Kayaking is an easy-to-learn means of getting out on the water, be it a river, dam or ocean wave. Sturdy canoes seat one or two and afford an interactive experience, especially when viewing whales, dolphins, seals and penguins along the coast.

Did you know?

Research indicates that the kayak as we know it has existed for around 4 000 years.


Kayaking is a great water sport that's so easy to learn that it can be enjoyed by travellers with limited time available.

South Africa's larger rivers and calm Cape waters are premier kayaking destinations, but there is also fun to be had playing in the waves or padding around on a lake or dam. The joy of kayaking is in the paddling itself, being out in the open and being close to magnificent scenery.

A kayak is smaller and lighter than its cousin the canoe, and is constructed differently, making it more manoeuvrable.

If you're a beginner, it's probably best to choose a flat river route or coastal trip with a more experienced paddler in a double kayak. For the more experienced thrill-seeker who's attracted by the idea of bouncing down white-water rapids, a stubby, more buoyant kayak is used for such demanding conditions.

River kayaking is popular along many of the country's larger rivers. The Mkomazi, Umzimkulu and Mngeni in KwaZulu-Natal are popular canoeing and kayaking destinations, while the relatively unexplored Eastern Cape rivers such as the Umzimvubu and Tsitsa offer exciting prospects.

The town of Clarens in the Free State Province promises an attractive combination of spectacular mountain scenery during a trip down the Ash River, while the Orange cuts through the mountainous Richtersveld desert and includes overnight camping on the riverbank. The Pongola and Tugela are two other substantial rivers worth investigating.

Try the Breede River for a one-day wine tasting trip, and if you're near Mpumalanga, the Blyde River is one of the most beautiful rivers in the country.

If your holiday is of the coastal variety, Cape Town's kayaking trips are matchless.
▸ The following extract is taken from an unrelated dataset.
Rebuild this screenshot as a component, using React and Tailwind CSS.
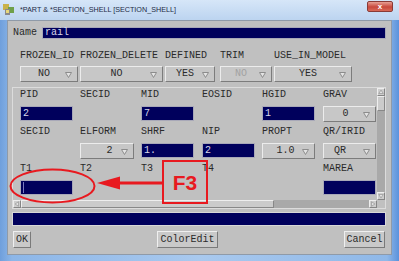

Pick and choose from routes that include stopping at a protected penguin colony at Boulder's Beach, getting close to a seal colony at the base of the Robberg Peninsula or a slow trawl around the coastline of Hermanus, where the whales venture so close that you can almost touch them!

Travel tips & Planning info

Who to contact

Outrageous Adventures
Tel: +27 (0)83 485 9654
Email: kallie@outrageousadventures.co.za

Tel:+27 (0)21 786 2626
Email: tours@kayakcapetown.co.za

Downhill Adventures
Tel: +27 (0)21 422 0388
Email: info@downhilladventures.com

Extreme Scene
Tel: +27 (0)79 666 9789

How to get here

Kayak tour operators are usually situated within easy access of departure points. Those that aren't will provide 4x4 transport for necessary kayaking gear.

Best time to visit

Kayaking in the Cape is best during summer (December, January and February) when conditions are hot, days are longer and there is no rainfall.

Get around

Adventure or adrenalin sports operators offering kayaking and white-water rafting are based near larger, navigable rivers and at suitable coastal points, mainly around the Cape coast, where conditions are favourable.

What will it cost

Expect to pay around R500 per person for a two-hour coastal trip. River trips may be shorter but more intense, with cost dependent on the number of kayakers, the river conditions and your adrenalin reserves. A whole-day whitewater kayaking experience including lunch will cost around R700 per person, while a half day is about R500.

Length of stay

Set aside half a day for a decent kayak trip, preferably in the morning before the wind comes up and it gets too hot.

What to pack

Tour operators provide equipment including the kayak, a guide and transport, but you will need a windbreaker, swimming costume, beach towel, peak cap and sunscreen.

What to eat

Expeditions will differ, but for day trips it is advisable to take your own food.